Ischemic stroke in patients with COVID-19 is associated with endotheliopathy and a systemic inflammatory response in patients with vascular risk factors. Further research evaluating endothelial and inflammatory markers in the setting of ischemic stroke and COVID-19 in larger, prospective cohorts is needed to validate the findings.
Novel coronavirus disease 2019 (COVID-19) secondary to severe acute respiratory syndrome coronavirus 2 is associated with a diverse array of neurological complications, including ischemic stroke.1–4 Postulated mechanisms of ischemic stroke in COVID-19 include hypercoagulability and endothelial injury,5 although laboratory evidence of these pathways is sparse in patients with stroke. We compare clinical and laboratory characteristics of contemporaneous ischemic stroke patients with and without COVID-19. We analyze relationships between levels of serological markers and the timing and subtype of ischemic stroke among patients with COVID-19.
Full methodological details are provided in the Expanded Materials and Methods (Material in the Data Supplement). The data set compiled for this study will be made available by the corresponding author upon reasonable request. This was a retrospective, observational study of individuals with ischemic stroke and COVID-19 between March 1 and June 6, 2020, across 2 primary stroke centers and 1 comprehensive stroke center in Connecticut. Stroke patients with COVID-19 (n=21) were compared with stroke patients without COVID-19 (n=168) who presented in an overlapping time period. Severe acute respiratory syndrome coronavirus 2 infection was diagnosed by nasopharyngeal reverse transcriptase polymerase chain reaction. We analyzed data from a subset of patients for whom levels of acute phase reactants, inflammation, and hypercoagulability were collected for clinical care; temporal patterns in these laboratory values were analyzed if collected serially in the COVID-19 group (n=18) and analyzed for associations with stroke onset and cause. Laboratory studies for endothelial injury were analyzed on frozen plasma samples from both COVID-19 (n=8) and a subgroup of control patients who donated blood for research immediately before the pandemic (n=13) using the same clinical laboratory platform. The Institutional Review Board approved the study and all patients were cross-referenced with the institution’s research exemption database.

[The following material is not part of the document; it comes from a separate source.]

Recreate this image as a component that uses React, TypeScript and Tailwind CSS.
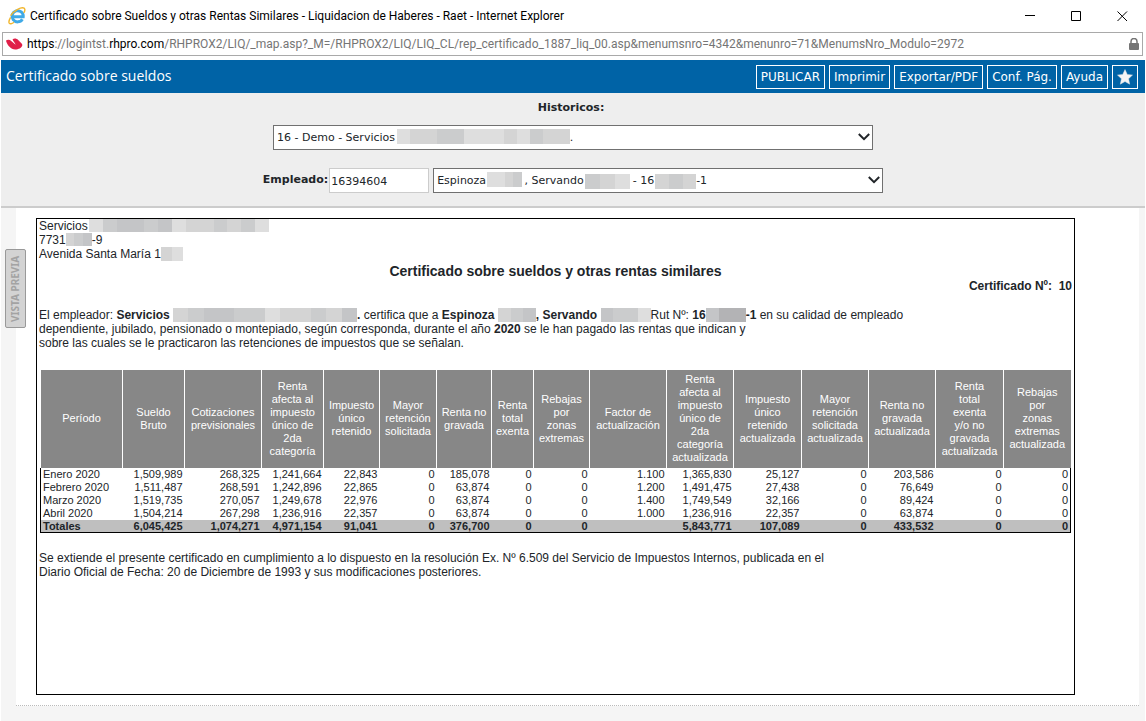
import { ReactNode } from "react";

const shades: Record<string, string> = {
    a: "bg-[#dedede]",
    b: "bg-[#d4d4d4]",
    c: "bg-[#cbcccd]",
    d: "bg-[#c4c5c7]",
    e: "bg-[#b3b3b5]",
};

interface MosaicProps {
    cells: string;
    className: string;
}

function Mosaic({ cells, className }: MosaicProps) {
    return (
        <span className={`inline-flex overflow-hidden align-top ${className}`} aria-hidden="true">
            {cells.split("").map((cell, i) => (
                <span key={i} className={`flex-1 ${shades[cell]}`} />
            ))}
        </span>
    );
}

const columns = [
    { label: "Período", width: "w-[82px]" },
    { label: "Sueldo\nBruto", width: "w-[62px]" },
    { label: "Cotizaciones\nprevisionales", width: "w-[77px]" },
    { label: "Renta\nafecta al\nimpuesto\núnico de\n2da\ncategoría", width: "w-[62px]" },
    { label: "Impuesto\núnico\nretenido", width: "w-[56px]" },
    { label: "Mayor\nretención\nsolicitada", width: "w-[57px]" },
    { label: "Renta no\ngravada", width: "w-[55px]" },
    { label: "Renta\ntotal\nexenta", width: "w-[42px]" },
    { label: "Rebajas\npor\nzonas\nextremas", width: "w-[56px]" },
    { label: "Factor de\nactualización", width: "w-[77px]" },
    { label: "Renta\nafecta al\nimpuesto\núnico de\n2da\ncategoría\nactualizada", width: "w-[67px]" },
    { label: "Impuesto\núnico\nretenido\nactualizada", width: "w-[68px]" },
    { label: "Mayor\nretención\nsolicitada\nactualizada", width: "w-[67px]" },
    { label: "Renta no\ngravada\nactualizada", width: "w-[67px]" },
    { label: "Renta\ntotal\nexenta\ny/o no\ngravada\nactualizada", width: "w-[68px]" },
    { label: "Rebajas\npor\nzonas\nextremas\nactualizada", width: "w-[67px]" },
];

const rows = [
    ["Enero 2020", "1,509,989", "268,325", "1,241,664", "22,843", "0", "185,078", "0", "0", "1.100", "1,365,830", "25,127", "0", "203,586", "0", "0"],
    ["Febrero 2020", "1,511,487", "268,591", "1,242,896", "22,865", "0", "63,874", "0", "0", "1.200", "1,491,475", "27,438", "0", "76,649", "0", "0"],
    ["Marzo 2020", "1,519,735", "270,057", "1,249,678", "22,976", "0", "63,874", "0", "0", "1.400", "1,749,549", "32,166", "0", "89,424", "0", "0"],
    ["Abril 2020", "1,504,214", "267,298", "1,236,916", "22,357", "0", "63,874", "0", "0", "1.000", "1,236,916", "22,357", "0", "63,874", "0", "0"],
];

const totals = ["Totales", "6,045,425", "1,074,271", "4,971,154", "91,041", "0", "376,700", "0", "0", "", "5,843,771", "107,089", "0", "433,532", "0", "0"];

const gap = (n: number) => "\u00a0".repeat(n);

function TitleBar() {
    return (
        <header className="flex h-8 items-center pl-2 font-['Roboto','Open_Sans',sans-serif] text-xs text-black">
            <svg width="18" height="18" viewBox="0 0 18 18" className="shrink-0">
                <path
                    d="M14.400 12.200A5.600 5.600 0 1 1 15.200 9.800H5.400"
                    fill="none"
                    stroke="#3fa9e6"
                    strokeWidth="3"
                />
                <path
                    d="M2.600 10.400C.2 14.400.4 17.200 3 16.700c1-.2 2-.7 3-1.500M2.600 8.600C6 3.400 13.400-.6 16.200 1.200c1.200 1 .6 3-.4 4.800"
                    fill="none"
                    stroke="#f2b62c"
                    strokeWidth="1.400"
                />
            </svg>
            <span className="ml-1">
                Certificado sobre Sueldos y otras Rentas Similares - Liquidacion de Haberes - Raet - Internet Explorer
            </span>
            <div className="ml-auto flex items-center pr-px">
                <button type="button" aria-label="Minimizar" className="flex w-[46px] justify-center">
                    <svg width="11" height="11" viewBox="0 0 11 11">
                        <path d="M0 4.500h10" stroke="#000" />
                    </svg>
                </button>
                <button type="button" aria-label="Maximizar" className="flex w-[46px] justify-center">
                    <svg width="11" height="11" viewBox="0 0 11 11">
                        <path d="M.5.5h9v9h-9z" fill="none" stroke="#000" />
                    </svg>
                </button>
                <button type="button" aria-label="Cerrar" className="flex w-[46px] justify-center">
                    <svg width="11" height="11" viewBox="0 0 11 11">
                        <path d="M.5.5l9.500 9.500M10 .5L.5 10" stroke="#000" />
                    </svg>
                </button>
            </div>
        </header>
    );
}

function AddressBar() {
    return (
        <div className="mr-[3px] ml-[2px] flex h-6 items-center border border-[#a9a9a9] pr-[3px] pl-[3px] font-['Roboto','Open_Sans',sans-serif] text-xs text-[#757575]">
            <svg width="17" height="12" viewBox="0 0 17 12" className="shrink-0">
                <path
                    d="M0 2.400C2 1.400 4 1.800 5.500 3.200L9.600 6.800C9 4.800 7 3.200 6.600 1.300 8.200 0 10.600.3 12.200 2c2 2.200 3.800 3.400 4.200 5-.6 3-4 4.500-7.200 4.500C5 11.500.6 6.400 0 2.400z"
                    fill="#e01f48"
                />
            </svg>
            <span className="ml-1">
                <span className="text-black">https</span>://logintst.<span className="text-black">rhpro.com</span>
                /RHPROX2/LIQ/_map.asp?_M=/RHPROX2/LIQ/LIQ_CL/rep_certificado_1887_liq_00.asp&menumsnro=4342&menunro=71&MenumsNro_Modulo=2972
            </span>
            <svg width="10" height="13" viewBox="0 0 10 13" className="ml-auto shrink-0">
                <path d="M2 6V3.500a3 3 0 0 1 6 0V6" fill="none" stroke="#757575" strokeWidth="1.500" />
                <rect y="5" width="10" height="7" rx="1" fill="#757575" />
            </svg>
        </div>
    );
}

const actions = ["PUBLICAR", "Imprimir", "Exportar/PDF", "Conf. Pág.", "Ayuda"];

function Toolbar() {
    return (
        <div className="mt-1 flex h-[33px] items-center bg-[#0063a6] pr-[7px] pl-[5px] text-white">
            <h1 className="pb-[2px] font-['Open_Sans','Noto_Sans',sans-serif] text-sm">Certificado sobre sueldos</h1>
            <div className="ml-auto flex gap-1 font-['DejaVu_Sans',Verdana,sans-serif] text-xs">
                {actions.map((action) => (
                    <button key={action} type="button" className="h-6 border border-white px-1">
                        {action}
                    </button>
                ))}
                <button type="button" aria-label="Favoritos" className="flex h-6 w-[26px] items-center justify-center border border-white">
                    <svg width="16" height="16" viewBox="0 0 16 16">
                        <path d="M8 .5l2.300 5 5.200.6-3.900 3.600 1.100 5.500L8 12.500l-4.700 2.700 1.100-5.500L.5 6.100l5.200-.6z" fill="#f4f4f4" stroke="#d5dde3" strokeWidth=".5" />
                    </svg>
                </button>
            </div>
        </div>
    );
}

interface SelectBoxProps {
    id: string;
    label: string;
    value: string;
    className: string;
    children: ReactNode;
}

function SelectBox({ id, label, value, className, children }: SelectBoxProps) {
    return (
        <div className={`relative ${className}`}>
            <select
                id={id}
                aria-label={label}
                className="block h-[25px] w-full appearance-none border border-[#707070] bg-white pt-[2px] pl-[3px] text-[11px] text-[#212529]"
            >
                <option>{value}</option>
            </select>
            {children}
            <svg width="12" height="8" viewBox="0 0 12 8" className="pointer-events-none absolute top-2 right-[3px]">
                <path d="M.8 1L6 6.200 11.200 1" fill="none" stroke="#212529" strokeWidth="2" />
            </svg>
        </div>
    );
}

function Filters() {
    return (
        <form className="flex flex-col items-center border-b-2 border-[#ccc] bg-[#eee] pt-2 pb-[13px] font-['DejaVu_Sans',Verdana,sans-serif] text-[11px] text-[#212529]">
            <label htmlFor="historicos" className="pr-1 font-bold leading-[14px]">
                Historicos:
            </label>
            <SelectBox
                id="historicos"
                label="Historicos"
                value={`16 - Demo - Servicios${gap(50)}.`}
                className="mt-[10px] w-[600px]"
            >
                <Mosaic cells="abbccaaabacbb" className="pointer-events-none absolute top-1 left-[124px] h-[15px] w-[173px]" />
            </SelectBox>
            <div className="mt-[18px] flex items-center">
                <label htmlFor="empleado" className="mr-px font-bold">
                    Empleado:
                </label>
                <input
                    id="empleado"
                    defaultValue="16394604"
                    className="h-[25px] w-[100px] border border-[#ccc] bg-white px-px pt-[2px] text-[11px]"
                />
                <SelectBox
                    id="nombre"
                    label="Nombre del empleado"
                    value={`Espinoza${gap(11)}, Servando${gap(13)} - 16${gap(12)}-1`}
                    className="ml-1 w-[450px]"
                >
                    <Mosaic cells="aabc" className="pointer-events-none absolute top-1 left-[54px] h-[15px] w-[35px]" />
                    <Mosaic cells="cba" className="pointer-events-none absolute top-[6px] left-[152px] h-[15px] w-[45px]" />
                    <Mosaic cells="bcb" className="pointer-events-none absolute top-[6px] left-[222px] h-[15px] w-[41px]" />
                </SelectBox>
            </div>
        </form>
    );
}

function IncomeTable() {
    return (
        <table className="w-full table-fixed border-collapse text-[11px] leading-[13px]">
            <thead>
                <tr className="h-[98px] bg-[#878787] text-white">
                    {columns.map((column, i) => (
                        <th
                            key={i}
                            scope="col"
                            className={`border-l border-white p-0 pb-px text-center align-middle font-normal whitespace-pre-line ${column.width}`}
                        >
                            {column.label}
                        </th>
                    ))}
                </tr>
            </thead>
            <tbody className="border-x border-black">
                {rows.map((row) => (
                    <tr key={row[0]}>
                        {row.map((value, i) => (
                            <td key={i} className={i === 0 ? "p-0 pl-[2px]" : "p-0 pr-[2px] text-right"}>
                                {value}
                            </td>
                        ))}
                    </tr>
                ))}
            </tbody>
            <tfoot className="border border-t-0 border-black">
                <tr className="bg-[#bfbfbf] leading-3 font-bold">
                    {totals.map((value, i) => (
                        <td key={i} className={i === 0 ? "p-0 pl-[2px]" : "p-0 pr-[2px] text-right"}>
                            {value}
                        </td>
                    ))}
                </tr>
            </tfoot>
        </table>
    );
}

function Certificate() {
    return (
        <article className="min-h-[477px] border border-black font-['Liberation_Sans',Arial,sans-serif] text-xs leading-[14px] text-[#212529]">
            <address className="pl-[2px] not-italic">
                <div>
                    Servicios <Mosaic cells="acddcdabbcbca" className="ml-[-2px] h-[13px] w-[180px]" />
                </div>
                <div>
                    7731
                    <Mosaic cells="bcd" className="h-[13px] w-[26px]" />
                    -9
                </div>
                <div>
                    Avenida Santa María 1
                    <Mosaic cells="ba" className="h-[14px] w-[22px]" />
                </div>
            </address>
            <h2 className="mt-[2px] text-center text-sm leading-4 font-bold">
                Certificado sobre sueldos y otras rentas similares
            </h2>
            <p className="pr-[2px] text-right font-bold">Certificado Nº:{gap(2)}10</p>
            <p className="mt-[15px] pl-[2px]">
                El empleador: <b>Servicios</b> <Mosaic cells="bcddccabbcbd" className="h-[14px] w-[184px]" />
                <b>.</b> certifica que a <b>Espinoza</b> <Mosaic cells="bcd" className="h-[14px] w-[38px]" />
                <b>, Servando</b> <Mosaic cells="dcca" className="h-[14px] w-[50px]" />
                Rut Nº: <b>16</b>
                <Mosaic cells="dee" className="h-[14px] w-[40px]" />
                <b>-1</b> en su calidad de empleado
                <br />
                dependiente, jubilado, pensionado o montepiado, según corresponda, durante el año <b>2020</b> se le han pagado las rentas que indican y
                <br />
                sobre las cuales se le practicaron las retenciones de impuestos que se señalan.
            </p>
            <div className="mt-5 mr-[3px] ml-[3px]">
                <IncomeTable />
            </div>
            <p className="mt-[18px] pl-[2px]">
                Se extiende el presente certificado en cumplimiento a lo dispuesto en la resolución Ex. Nº 6.509 del Servicio de Impuestos Internos, publicada en el
                <br />
                Diario Oficial de Fecha: 20 de Diciembre de 1993 y sus modificaciones posteriores.
            </p>
        </article>
    );
}

export default function App() {
    return (
        <div className="flex min-h-screen flex-col bg-white">
            <TitleBar />
            <AddressBar />
            <div className="mx-px flex flex-1 flex-col">
                <Toolbar />
                <Filters />
                <main className="relative flex-1 bg-[#f5f5f5] pr-[6px] pb-[15px] pl-[15px]">
                    <div className="border-b border-dotted border-[#bbb] bg-white pt-[10px] pr-16 pb-[10px] pl-5">
                        <Certificate />
                    </div>
                    <button
                        type="button"
                        className="absolute top-[41px] left-1 flex h-[79px] w-[21px] rotate-180 items-center justify-center rounded-xs border border-[#999] bg-[#d3d3d3] font-['Noto_Sans','Open_Sans',sans-serif] text-[10px] font-bold text-[#a3a3a3] [writing-mode:vertical-rl]"
                    >
                        VISTA PREVIA
                    </button>
                </main>
            </div>
        </div>
    );
}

There were 21 stroke patients with COVID-19 and 168 without COVID-19 included in the study. Clinical characteristics are shown in Table 1. There was a significantly higher proportion of stroke patients with COVID-19 who were Hispanic in comparison to the control patients. Traditional stroke risk factors were similar between stroke patients with COVID-19 and control patients. There was no difference in large vessel occlusion or stroke cause between groups. Patients with COVID-19 were significantly less likely to receive tPA (tissue-type plasminogen activator) during the acute pandemic. Among the stroke patients with COVID-19, the median time from COVID-19 symptom onset to ischemic stroke was 7 (interquartile range, 0–13) days. Five patients were asymptomatic from COVID-19 when presenting with a stroke. Nearly 43% developed an additional nonstroke thrombosis (Table I in the Data Supplement).